Nowhere is this clearer than in Artificial Intelligence, where capital, compute, talent, infrastructure, and speed matter more than communiques. The U.S. and China are moving at extraordinary speed. Even Mistral, often treated as Europe’s great hope, is far smaller than the leading American and Chinese firms. Regulatory ambition cannot substitute for industrial and financial capacity. Europe’s copyright rules, GDPR constraints, energy costs, and fragmented markets have helped create an environment in which many firms find it easier to train, scale, or deploy outside Europe. If the United States and China build the models, own the platforms, and set the pace, middle powers will keep their flags, parliaments, and constitutions while losing practical control over the infrastructure of growth. That is not sovereignty. It is dependency with national symbols.

The financial dimension compounds this. Countries that cannot finance their own defense, energy security, technology, and industrial capacity will be dependent on those that can. Europe has a large economy, a credible central bank, deep savings, and a unique structure for pooling sovereignty.
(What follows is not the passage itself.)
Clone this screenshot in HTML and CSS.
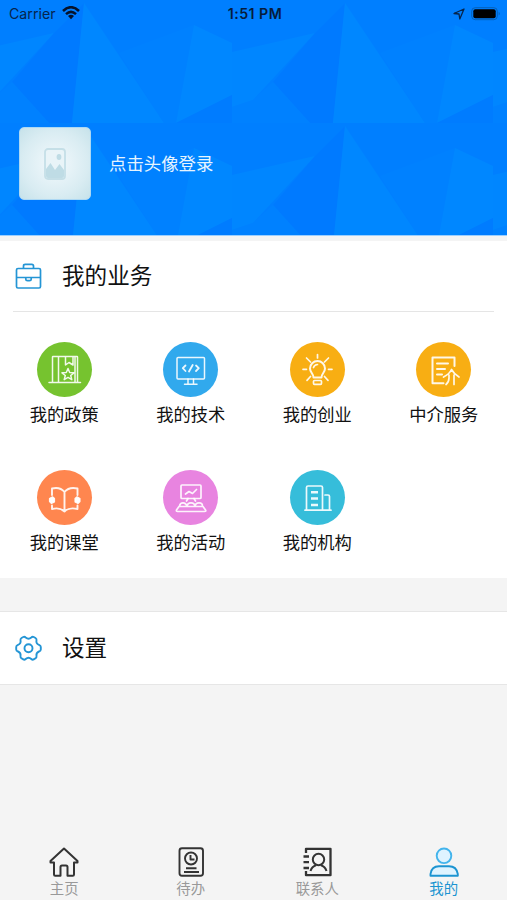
FILE: index.html
```html
<!DOCTYPE html>
<html lang="zh-CN">
<head>
<meta charset="utf-8">
<title>我的</title>
<link rel="stylesheet" href="styles.css">
</head>
<body>
<div class="app">
  <header class="hero">
    <svg class="hero-bg" width="507" height="236">
      <defs>
        <pattern id="facets" x="-29" y="0" width="261" height="123" patternUnits="userSpaceOnUse">
          <rect width="261" height="123" fill="#007fff"/>
          <path d="M0 52L83 33 21 100 0 107Z" fill="#0086ff"/>
          <path d="M83 33L113 3 101 123 78 123 41 82Z" fill="#007aff"/>
          <path d="M41 82L78 123 0 123 0 107 21 100Z" fill="#0081ff"/>
          <path d="M113 3L101 123 193 123Z" fill="#0087ff"/>
          <path d="M148 53L223 25 205 123 193 123Z" fill="#0081ff"/>
          <path d="M223 25L261 43 261 95 205 123Z" fill="#0087ff"/>
          <path d="M205 123L261 95 261 123Z" fill="#007cff"/>
        </pattern>
      </defs>
      <rect width="507" height="236" fill="url(#facets)"/>
    </svg>
    <div class="status">
      <div class="status-left">
        <span>Carrier</span>
        <svg width="18" height="14" viewBox="0 0 18 14" fill="none" stroke="#06132b" stroke-width="2.5"><path d="M1 5Q9 -2.6 17 5M4 8.200Q9 3.600 14 8.200"/><path d="M6 10Q9 7.500 12 10L9 13.300Z" fill="#06132b" stroke="none"/></svg>
      </div>
      <strong class="clock">1:51 PM</strong>
      <div class="status-right">
        <svg width="12" height="12" viewBox="0 0 12 12" fill="none" stroke="#06254d" stroke-width="1.300" stroke-linejoin="round"><path d="M1 5.500L11 1 6.800 11 6 6Z"/></svg>
        <svg width="30" height="14" viewBox="0 0 30 14"><rect x=".7" y=".7" width="25.600" height="12" rx="3.500" fill="none" stroke="#0560b8"/><rect x="2.300" y="2.300" width="22.400" height="9" rx="2" fill="#000"/><path d="M27.700 4.800Q30 6.700 27.700 8.600Z" fill="#0560b8"/></svg>
      </div>
    </div>
    <div class="profile">
      <div class="avatar">
        <svg width="22" height="32" viewBox="0 0 22 32"><rect x="1" y="1" width="20" height="30" rx="3" fill="#e9f4f8" stroke="#c5dfe7" stroke-width="1.800"/><path d="M2 21L6.500 15 11 22 15.500 16 20 22V28Q20 30 18 30H4Q2 30 2 28Z" fill="#bfdce5"/><ellipse cx="15" cy="9" rx="2.400" ry="3" fill="#bfdce5"/></svg>
      </div>
      <span class="login">点击头像登录</span>
    </div>
  </header>

  <section class="panel business">
    <div class="panel-title">
      <svg width="27" height="27" viewBox="0 0 27 27" fill="none" stroke="#2495d5" stroke-width="1.700" stroke-linejoin="round"><rect x="1.500" y="5.500" width="24" height="19.500" rx="1.500"/><path d="M8.500 5.500V3Q8.500 1.300 10.200 1.300H16.800Q18.500 1.300 18.500 3V5.500M1.500 14.500H25.500M10.800 14.500V16.200Q10.800 17.700 12.500 17.700H14.500Q16.200 17.700 16.200 16.200V14.500"/></svg>
      <h2>我的业务</h2>
    </div>
    <div class="grid">
      <a class="item"><span class="disc green"><svg viewBox="0 0 55 55" stroke-width="1.500"><path d="M12 40.500H43.500M15.500 40V15Q15.500 14.500 16 14.500H40Q40.500 14.500 40.500 15V40M21.500 14.500V40M38 14.500V40M28.500 14.500V23L32 20.500 36 23V14.500"/><path d="M31 26.500L32.700 30.500 37 30.800 33.700 33.500 34.800 37.700 31 35.400 27.200 37.700 28.300 33.500 25 30.800 29.300 30.500Z"/></svg></span>我的政策</a>
      <a class="item"><span class="disc blue"><svg viewBox="0 0 55 55" stroke-width="1.500"><rect x="14" y="15.500" width="27.500" height="21.500" rx="1"/><path d="M25 37V42M30.500 37V42M21.500 42.300H34"/><path stroke-width="1.800" d="M22.500 23.500L19.800 26.200 22.500 29M29.700 23L26 29.500M33 23.500L35.800 26.200 33 29"/></svg></span>我的技术</a>
      <a class="item"><span class="disc amber"><svg viewBox="0 0 55 55" stroke-width="1.700"><path stroke-width="2" d="M23.500 35.500C23.500 31.500 20 30.500 20 26.500A7.500 7.500 0 0 1 35 26.500C35 30.500 31.500 31.500 31.500 35.500Z"/><rect x="23.500" y="38.500" width="8" height="3.800" rx="1"/><path d="M23.500 25.500Q24.500 22.700 27.500 22.500M27.500 12.500V16M16.500 16L20.500 20M38.500 16L34.500 20M13 27.300H16.500M38.500 27.300H42M17 38.300L20.500 34.500M38 38.300L34.500 34.500"/></svg></span>我的创业</a>
      <a class="item"><span class="disc amber"><svg viewBox="0 0 55 55"><path stroke-width="2" d="M38.500 24V15.500H16.500V41.300H27.500M21 21.500H32M21 27H29M21 32.500H26"/><path stroke-width="1.700" d="M27.500 35Q33.500 32 35.500 27.500Q38 32 43 35M33 33V36Q33 40 30 42.500M38 33V42.500"/></svg></span>中介服务</a>
      <a class="item"><span class="disc orange"><svg viewBox="0 0 55 55" stroke-width="1.900"><path d="M15 25V18.500Q23 16.500 27.500 22Q32 16.500 40.500 18.500V25M27.500 22V41.500M15 35.500V39Q23 37 27.500 41.500Q32 37 40.500 39V35.500"/><path stroke-width="1.200" d="M12.500 28.500L15.500 26.800 17.500 28.500V32L14.500 33.500 12.500 31.500ZM43 28.500L40 26.800 38 28.500V32L41 33.500 43 31.500Z" fill="#fff"/></svg></span>我的课堂</a>
      <a class="item"><span class="disc pink"><svg viewBox="0 0 55 55" stroke-width="1.700"><rect x="18" y="15" width="20" height="13.500" rx="1"/><path d="M22.500 24L26 21.500 29.500 23.500 33.500 19.500M25 28.500L23.500 31M31 28.500L32.500 31M16 36.500L13.500 40Q13 41.500 14.500 41.500H41.500Q43.500 41.500 42.500 40L40 36.500ZM16.500 36Q17 32.800 20 32.800T24 36Q24.500 32.800 28 32.800T32 36Q32.500 32.800 36 32.800T39.500 36"/></svg></span>我的活动</a>
      <a class="item"><span class="disc cyan"><svg viewBox="0 0 55 55" stroke-width="1.700"><path d="M15 40.200H41M16.500 40V17.500Q16.500 16 18 16H31Q32.500 16 32.500 17.500V40M35 25H38Q39.500 25 39.500 26.500V40"/><path stroke-width="2.400" stroke-linecap="butt" d="M21 22.300H28M21 28.500H28M21 35H28"/></svg></span>我的机构</a>
    </div>
  </section>

  <section class="panel settings">
    <div class="panel-title">
      <svg width="27" height="27" viewBox="0 0 27 27" fill="none" stroke="#2495d5" stroke-width="1.900" stroke-linejoin="round"><path d="M8.300 2Q9.500 1.300 10.700 2.500Q13.500 4.800 16.300 2.500Q17.500 1.300 18.700 2L20.500 3Q21.800 3.800 21.500 5.300Q20.800 8.700 24 9.800Q25.800 10.500 25.800 12V14.500Q25.800 16 24 16.500Q20.900 17.700 21.500 21Q21.800 22.600 20.500 23.300L18.700 24.400Q17.500 25.100 16.300 24Q13.500 21.500 10.700 24Q9.500 25.100 8.300 24.400L6.500 23.300Q5.200 22.600 5.500 21Q6.100 17.700 3 16.500Q1.200 16 1.200 14.500V12Q1.200 10.500 3 9.800Q6.200 8.700 5.500 5.300Q5.200 3.800 6.500 3Z"/><circle cx="13.500" cy="13.200" r="4"/></svg>
      <h2>设置</h2>
    </div>
  </section>

  <nav class="tabs">
    <a class="tab"><svg viewBox="0 0 32 32" stroke-width="2"><path d="M16 2.500L2.500 15V16.500H6V28.500Q6 29.700 7.200 29.700H12.500V21Q12.500 19.500 14 19.500H18Q19.500 19.500 19.500 21V29.700H24.800Q26 29.700 26 28.500V16.500H29.500V15Z"/></svg>主页</a>
    <a class="tab"><svg viewBox="0 0 32 32" stroke-width="1.900"><rect x="4.500" y="2.300" width="23.500" height="27.500" rx="2.500"/><circle cx="16" cy="12.500" r="6"/><path d="M15.500 9V13.500H19.500M11 22.300H21.500M9 26H24"/></svg>待办</a>
    <a class="tab"><svg viewBox="0 0 32 32" stroke-width="2.300"><path d="M5 7V2.800H29.500V29.200H5V25M2.500 10.500H8M2.500 16.200H8M2.500 22H8"/><circle cx="17.500" cy="13.500" r="5.700" stroke-width="2"/><path d="M9.500 25Q11 20.500 15 19.300M20 19.300Q24 20.500 25.500 25" stroke-width="2"/></svg>联系人</a>
    <a class="tab active"><svg viewBox="0 0 32 32" stroke-width="1.900"><circle cx="16" cy="9.800" r="7.300" fill="#def3ff" stroke="#43b4ec"/><path d="M2.500 29.700V28Q3.500 20.300 11 20.300H21Q28.500 20.300 29.800 28V29.700Z" fill="#def3ff" stroke="#1c94d1"/></svg>我的</a>
  </nav>
</div>
</body>
</html>
```
FILE: styles.css
```css
* { box-sizing: border-box; }

body {
  margin: 0;
  background: #f4f4f4;
  color: #111;
  font-family: "Liberation Sans", "Noto Sans CJK SC", sans-serif;
}

.app {
  display: flex;
  flex-direction: column;
  width: 507px;
  height: 900px;
  overflow: hidden;
}

.hero {
  position: relative;
  height: 236px;
  flex: none;
  border-bottom: 1px solid #9bcfff;
  overflow: hidden;
}

.hero-bg {
  position: absolute;
  inset: 0;
}

.status {
  position: relative;
  display: grid;
  grid-template-columns: 1fr auto 1fr;
  align-items: center;
  height: 27px;
  padding: 0 6px 0 9px;
  font-family: Inter, sans-serif;
  font-size: 14.2px;
  color: #06254d;
}

.status-left, .status-right {
  display: flex;
  align-items: center;
  gap: 6px;
}

.status-left svg { margin-top: -2px; }
.status-right { justify-content: flex-end; }

.clock {
  font-size: 14.2px;
  letter-spacing: .45px;
  font-weight: 600;
  color: #061c3d;
}

.profile {
  position: relative;
  display: flex;
  align-items: center;
  gap: 18px;
  margin: 100px 0 0 19px;
}

.avatar {
  display: flex;
  align-items: center;
  justify-content: center;
  width: 72px;
  height: 73px;
  border: 1px solid #acd8f4;
  border-radius: 5px;
  background: radial-gradient(circle, #edf6fa 15%, #d9ecf2 65%, #c6e2ea);
}

.login {
  margin-top: -2px;
  color: #e6f4ff;
  font-size: 17.4px;
}

.panel {
  flex: none;
  background: #fff;
}

.business {
  height: 337px;
  margin-top: 5px;
}

.panel-title {
  display: flex;
  align-items: center;
  gap: 20px;
  height: 70px;
  margin: 0 13px;
  padding-left: 2px;
}

.business .panel-title {
  height: 71px;
  border-bottom: 1px solid #e5e5e5;
}

h2 {
  margin: 0;
  padding-top: 2px;
  font-size: 22.6px;
  font-weight: 400;
  line-height: 30px;
}

.grid {
  display: grid;
  grid-template-columns: repeat(4, 1fr);
  grid-auto-rows: 128px;
  padding: 30px 0 0 1px;
}

.item {
  display: flex;
  flex-direction: column;
  align-items: center;
  font-size: 17.3px;
  line-height: 24px;
  gap: 6px;
}

.disc {
  width: 55px;
  height: 55px;
  border-radius: 50%;
}

.disc svg {
  display: block;
  fill: none;
  stroke: #fff;
  stroke-opacity: .9;
  stroke-linecap: round;
  stroke-linejoin: round;
}

.green { background: #76c32f; }
.blue { background: #31a9ed; }
.amber { background: #f8ae13; }
.orange { background: #ff864f; }
.pink { background: #e884e0; }
.cyan { background: #36bdda; }

.settings {
  margin-top: 33px;
  height: 74px;
  border-top: 1px solid #e6e6e6;
  border-bottom: 1px solid #e6e6e6;
}

.settings .panel-title { height: 72px; }

.tabs {
  display: grid;
  grid-template-columns: repeat(4, 1fr);
  margin-top: auto;
  height: 54px;
  padding-left: 1px;
}

.tab {
  display: flex;
  flex-direction: column;
  align-items: center;
  color: #999;
  font-size: 14.4px;
  line-height: 22px;
}

.tab svg {
  width: 32px;
  height: 32px;
  flex: none;
  fill: none;
  stroke: #333;
  stroke-linejoin: round;
}

.tab.active { color: #1c94d1; }
```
A more integrated Europe could mobilize its savings, deepen its capital markets, and finance common public goods. Yet fears of permanent transfers, of underwriting others’ debts, of disturbing national banking relationships and fiscal orthodoxies are expressions of identity and political distrust, not merely technical objections.

That is why Europe, and middle powers more broadly, want strategic autonomy without paying its price. As Lampedusa’s Leopard suggests, if they want things to remain the same, some things will have to change. They may need to sacrifice some discretion now to retain meaningful sovereignty later. This is also where Trump’s preferred “divide and conquer” approach bites: bilateral pressure gives Washington more leverage than negotiating with a cohesive bloc, and middle powers that cannot act collectively will face that leverage in full.

The future will be built through networks, minilateral coalitions, and issue-specific arrangements, but for these to matter, they must be able to make binding decisions. A coalition in which everyone holds a veto moves at the speed of its least ambitious member. Middle powers need rules that prioritize action qualified majority voting, opt-ins, variable geometry and incentives that reward participation and impose costs on free-riding.

The role of middle powers is not to become a third superpower. It is to ensure the order is not defined entirely by two. It will happen only if they acknowledge how fast the world is moving, how far behind they risk falling, and how much collective capacity they must build in financing, in technology, and in governance. The question is not whether middle powers want autonomy. It is whether they are willing to pay for it, organize for it, and reform themselves to make it possible.